- Directive:
Find all the lines with "styled" and gather them.

---------- Given data

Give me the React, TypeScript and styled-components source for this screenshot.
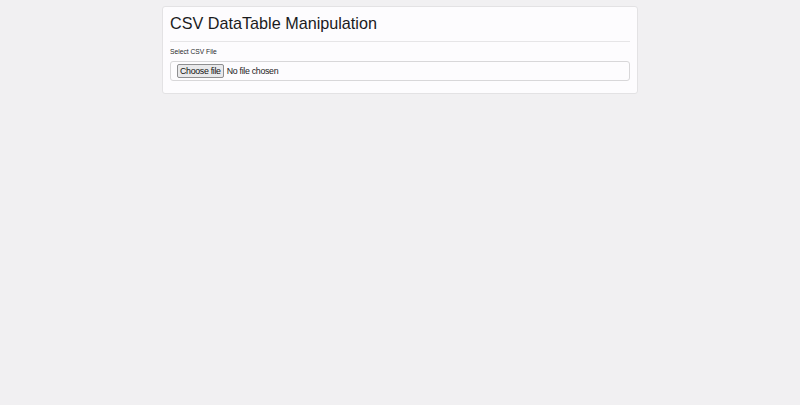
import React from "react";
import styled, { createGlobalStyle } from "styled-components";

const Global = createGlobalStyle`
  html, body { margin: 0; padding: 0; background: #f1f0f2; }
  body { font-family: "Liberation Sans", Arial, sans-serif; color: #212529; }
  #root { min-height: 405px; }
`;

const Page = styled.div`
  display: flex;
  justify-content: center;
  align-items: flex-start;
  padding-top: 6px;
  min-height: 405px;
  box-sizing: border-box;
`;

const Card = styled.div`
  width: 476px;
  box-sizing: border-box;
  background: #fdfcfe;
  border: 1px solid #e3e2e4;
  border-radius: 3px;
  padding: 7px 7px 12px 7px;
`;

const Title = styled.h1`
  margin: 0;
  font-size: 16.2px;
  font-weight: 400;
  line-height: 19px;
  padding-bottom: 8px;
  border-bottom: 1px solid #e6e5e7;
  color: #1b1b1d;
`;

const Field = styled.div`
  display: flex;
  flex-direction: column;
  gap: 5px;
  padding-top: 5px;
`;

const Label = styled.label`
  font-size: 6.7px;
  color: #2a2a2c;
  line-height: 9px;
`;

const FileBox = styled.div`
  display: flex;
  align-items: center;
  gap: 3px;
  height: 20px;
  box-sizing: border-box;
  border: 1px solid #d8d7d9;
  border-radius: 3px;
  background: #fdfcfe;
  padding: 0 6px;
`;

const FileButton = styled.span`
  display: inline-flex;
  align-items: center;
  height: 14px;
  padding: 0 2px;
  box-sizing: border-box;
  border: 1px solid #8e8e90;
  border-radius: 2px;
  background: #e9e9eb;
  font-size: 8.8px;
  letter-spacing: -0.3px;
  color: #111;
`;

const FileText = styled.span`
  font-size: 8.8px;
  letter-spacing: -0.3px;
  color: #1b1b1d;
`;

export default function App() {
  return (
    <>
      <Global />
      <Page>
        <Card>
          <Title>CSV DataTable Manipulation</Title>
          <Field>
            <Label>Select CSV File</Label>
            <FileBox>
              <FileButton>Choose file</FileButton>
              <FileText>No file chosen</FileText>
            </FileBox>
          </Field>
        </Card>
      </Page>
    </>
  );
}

--------------------
---------- Given data

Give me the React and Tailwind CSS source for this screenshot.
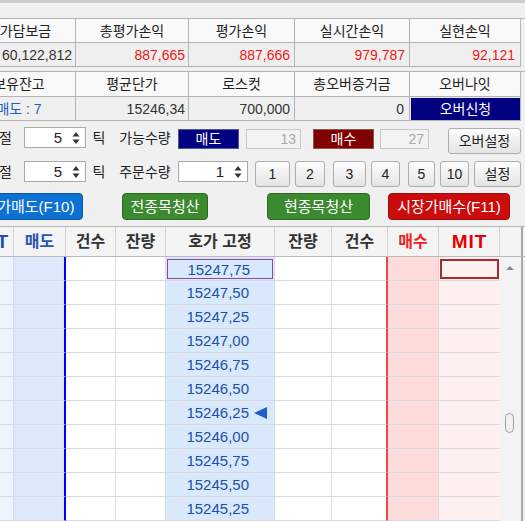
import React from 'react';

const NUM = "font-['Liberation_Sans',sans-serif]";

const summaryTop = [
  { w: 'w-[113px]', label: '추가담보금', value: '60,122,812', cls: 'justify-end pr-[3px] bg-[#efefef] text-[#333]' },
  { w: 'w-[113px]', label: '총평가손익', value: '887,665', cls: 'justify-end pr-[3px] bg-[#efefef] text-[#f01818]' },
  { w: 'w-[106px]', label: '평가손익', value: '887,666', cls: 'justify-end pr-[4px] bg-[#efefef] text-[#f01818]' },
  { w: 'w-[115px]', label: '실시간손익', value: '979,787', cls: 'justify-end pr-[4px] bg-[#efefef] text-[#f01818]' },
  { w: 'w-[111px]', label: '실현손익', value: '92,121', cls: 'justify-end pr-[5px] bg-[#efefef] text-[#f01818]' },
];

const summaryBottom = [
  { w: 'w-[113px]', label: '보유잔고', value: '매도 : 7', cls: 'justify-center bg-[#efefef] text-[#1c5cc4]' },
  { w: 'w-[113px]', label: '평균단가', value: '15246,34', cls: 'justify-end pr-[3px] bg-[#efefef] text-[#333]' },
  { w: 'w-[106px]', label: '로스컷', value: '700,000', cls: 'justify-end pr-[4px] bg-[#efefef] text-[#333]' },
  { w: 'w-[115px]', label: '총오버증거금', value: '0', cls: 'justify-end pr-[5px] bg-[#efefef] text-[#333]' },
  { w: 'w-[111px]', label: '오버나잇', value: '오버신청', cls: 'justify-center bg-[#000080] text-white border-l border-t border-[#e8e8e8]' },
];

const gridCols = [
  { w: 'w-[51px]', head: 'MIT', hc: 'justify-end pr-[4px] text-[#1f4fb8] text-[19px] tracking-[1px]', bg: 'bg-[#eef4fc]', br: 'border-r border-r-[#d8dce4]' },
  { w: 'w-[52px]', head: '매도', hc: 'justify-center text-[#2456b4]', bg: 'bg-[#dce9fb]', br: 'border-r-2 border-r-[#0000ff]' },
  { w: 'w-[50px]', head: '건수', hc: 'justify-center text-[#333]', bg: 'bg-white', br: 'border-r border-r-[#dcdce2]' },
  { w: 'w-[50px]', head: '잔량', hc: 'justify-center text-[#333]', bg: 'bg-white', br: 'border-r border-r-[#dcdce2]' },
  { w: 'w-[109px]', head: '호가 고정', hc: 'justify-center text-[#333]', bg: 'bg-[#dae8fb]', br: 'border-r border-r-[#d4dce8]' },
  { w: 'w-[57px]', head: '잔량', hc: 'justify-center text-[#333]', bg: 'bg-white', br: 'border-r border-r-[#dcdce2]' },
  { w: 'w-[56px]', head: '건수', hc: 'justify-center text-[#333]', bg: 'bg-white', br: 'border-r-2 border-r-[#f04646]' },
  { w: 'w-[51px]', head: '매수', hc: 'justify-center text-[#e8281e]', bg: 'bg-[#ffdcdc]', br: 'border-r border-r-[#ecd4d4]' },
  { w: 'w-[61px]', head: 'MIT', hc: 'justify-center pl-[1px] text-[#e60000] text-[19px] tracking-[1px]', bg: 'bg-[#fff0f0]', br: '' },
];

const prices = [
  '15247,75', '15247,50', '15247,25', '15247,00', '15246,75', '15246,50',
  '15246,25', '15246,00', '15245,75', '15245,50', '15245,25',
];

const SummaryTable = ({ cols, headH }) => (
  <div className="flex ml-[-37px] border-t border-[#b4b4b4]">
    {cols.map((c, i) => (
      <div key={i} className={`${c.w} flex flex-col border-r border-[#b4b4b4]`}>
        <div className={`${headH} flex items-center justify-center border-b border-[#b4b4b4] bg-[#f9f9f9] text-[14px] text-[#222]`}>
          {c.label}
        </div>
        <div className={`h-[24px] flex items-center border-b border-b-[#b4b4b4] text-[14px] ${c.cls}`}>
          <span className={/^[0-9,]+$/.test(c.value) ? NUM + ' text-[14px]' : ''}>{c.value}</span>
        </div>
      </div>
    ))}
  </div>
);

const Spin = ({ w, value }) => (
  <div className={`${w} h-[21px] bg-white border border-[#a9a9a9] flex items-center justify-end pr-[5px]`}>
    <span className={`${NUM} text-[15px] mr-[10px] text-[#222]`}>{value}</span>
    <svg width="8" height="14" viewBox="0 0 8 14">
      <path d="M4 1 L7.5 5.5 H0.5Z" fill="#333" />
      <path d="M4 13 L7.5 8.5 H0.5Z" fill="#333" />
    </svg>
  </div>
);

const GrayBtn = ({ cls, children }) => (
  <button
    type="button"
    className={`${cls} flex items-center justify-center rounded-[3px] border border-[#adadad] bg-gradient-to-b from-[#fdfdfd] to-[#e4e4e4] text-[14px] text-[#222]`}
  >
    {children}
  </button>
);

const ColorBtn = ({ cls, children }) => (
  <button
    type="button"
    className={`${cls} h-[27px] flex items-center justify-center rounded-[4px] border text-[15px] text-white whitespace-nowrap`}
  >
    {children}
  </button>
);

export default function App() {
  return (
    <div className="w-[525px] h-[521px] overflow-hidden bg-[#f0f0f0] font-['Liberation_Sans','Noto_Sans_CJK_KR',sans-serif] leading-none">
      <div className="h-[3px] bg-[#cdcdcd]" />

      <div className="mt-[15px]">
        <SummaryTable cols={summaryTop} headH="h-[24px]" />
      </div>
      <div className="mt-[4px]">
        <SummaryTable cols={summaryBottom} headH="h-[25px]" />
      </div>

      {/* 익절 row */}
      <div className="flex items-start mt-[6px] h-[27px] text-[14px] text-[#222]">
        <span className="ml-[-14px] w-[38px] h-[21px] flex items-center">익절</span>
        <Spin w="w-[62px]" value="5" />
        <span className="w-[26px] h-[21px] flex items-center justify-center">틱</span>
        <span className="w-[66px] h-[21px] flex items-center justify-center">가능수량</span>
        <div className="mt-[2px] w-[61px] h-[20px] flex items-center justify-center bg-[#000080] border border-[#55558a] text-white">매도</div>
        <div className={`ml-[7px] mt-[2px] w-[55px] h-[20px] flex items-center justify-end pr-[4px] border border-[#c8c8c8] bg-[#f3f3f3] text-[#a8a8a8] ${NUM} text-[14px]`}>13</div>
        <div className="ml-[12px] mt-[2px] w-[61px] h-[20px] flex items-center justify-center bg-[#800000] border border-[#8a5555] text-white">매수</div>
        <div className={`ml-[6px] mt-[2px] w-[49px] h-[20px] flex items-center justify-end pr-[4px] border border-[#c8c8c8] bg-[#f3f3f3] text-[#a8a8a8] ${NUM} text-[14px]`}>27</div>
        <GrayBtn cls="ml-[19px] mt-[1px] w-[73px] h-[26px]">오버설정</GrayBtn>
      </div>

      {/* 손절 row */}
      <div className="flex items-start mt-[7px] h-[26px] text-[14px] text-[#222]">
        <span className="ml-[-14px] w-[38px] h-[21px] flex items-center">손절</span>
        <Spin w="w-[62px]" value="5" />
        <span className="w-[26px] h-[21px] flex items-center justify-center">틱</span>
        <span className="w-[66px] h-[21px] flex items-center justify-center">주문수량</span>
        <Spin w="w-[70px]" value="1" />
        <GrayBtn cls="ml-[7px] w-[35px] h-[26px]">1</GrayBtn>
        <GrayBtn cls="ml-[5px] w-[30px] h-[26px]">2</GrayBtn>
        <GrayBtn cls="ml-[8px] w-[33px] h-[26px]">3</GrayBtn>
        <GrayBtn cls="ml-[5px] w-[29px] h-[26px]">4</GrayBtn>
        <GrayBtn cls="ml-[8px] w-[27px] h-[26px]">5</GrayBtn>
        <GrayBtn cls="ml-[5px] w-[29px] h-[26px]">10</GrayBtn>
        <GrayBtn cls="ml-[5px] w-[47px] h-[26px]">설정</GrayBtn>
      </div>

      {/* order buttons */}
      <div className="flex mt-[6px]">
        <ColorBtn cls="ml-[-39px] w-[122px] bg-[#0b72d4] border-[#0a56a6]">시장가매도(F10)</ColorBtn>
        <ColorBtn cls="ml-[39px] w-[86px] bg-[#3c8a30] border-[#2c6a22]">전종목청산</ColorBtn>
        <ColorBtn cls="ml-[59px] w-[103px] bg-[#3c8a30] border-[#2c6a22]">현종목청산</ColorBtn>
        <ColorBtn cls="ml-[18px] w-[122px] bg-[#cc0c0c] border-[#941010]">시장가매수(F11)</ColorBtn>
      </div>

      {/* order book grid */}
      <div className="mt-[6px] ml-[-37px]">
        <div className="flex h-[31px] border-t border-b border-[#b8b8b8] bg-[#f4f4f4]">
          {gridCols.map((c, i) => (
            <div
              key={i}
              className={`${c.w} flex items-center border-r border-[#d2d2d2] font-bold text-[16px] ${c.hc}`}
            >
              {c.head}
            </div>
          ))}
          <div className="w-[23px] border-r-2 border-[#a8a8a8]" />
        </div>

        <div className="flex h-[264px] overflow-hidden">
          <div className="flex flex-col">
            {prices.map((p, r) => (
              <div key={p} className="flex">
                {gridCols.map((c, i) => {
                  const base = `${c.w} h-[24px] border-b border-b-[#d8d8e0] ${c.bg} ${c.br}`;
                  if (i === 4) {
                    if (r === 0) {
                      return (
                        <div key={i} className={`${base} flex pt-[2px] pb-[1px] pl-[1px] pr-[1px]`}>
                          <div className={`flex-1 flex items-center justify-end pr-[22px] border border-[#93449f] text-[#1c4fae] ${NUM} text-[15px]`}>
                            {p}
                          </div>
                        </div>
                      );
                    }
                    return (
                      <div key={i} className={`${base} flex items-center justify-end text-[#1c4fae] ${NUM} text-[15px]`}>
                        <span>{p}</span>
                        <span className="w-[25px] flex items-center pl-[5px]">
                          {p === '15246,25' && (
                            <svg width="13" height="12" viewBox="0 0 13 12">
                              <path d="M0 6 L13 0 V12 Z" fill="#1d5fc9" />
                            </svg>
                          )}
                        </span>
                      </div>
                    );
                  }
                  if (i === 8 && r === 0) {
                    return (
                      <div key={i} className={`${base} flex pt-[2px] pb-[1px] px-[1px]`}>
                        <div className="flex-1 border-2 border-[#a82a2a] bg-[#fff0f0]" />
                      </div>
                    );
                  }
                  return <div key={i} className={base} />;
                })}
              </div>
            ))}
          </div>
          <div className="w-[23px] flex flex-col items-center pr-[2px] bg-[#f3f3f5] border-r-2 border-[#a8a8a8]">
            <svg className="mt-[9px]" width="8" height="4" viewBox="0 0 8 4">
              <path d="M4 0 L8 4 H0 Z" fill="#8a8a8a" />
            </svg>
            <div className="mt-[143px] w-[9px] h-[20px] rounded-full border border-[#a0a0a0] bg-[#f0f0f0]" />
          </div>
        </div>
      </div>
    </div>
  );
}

--------------------

- Task output:
Give me the React, TypeScript and styled-components source for this screenshot.
import styled, { createGlobalStyle } from "styled-components";
const Page = styled.div`
const Card = styled.div`
const Title = styled.h1`
const Field = styled.div`
const Label = styled.label`
const FileBox = styled.div`
const FileButton = styled.span`
const FileText = styled.span`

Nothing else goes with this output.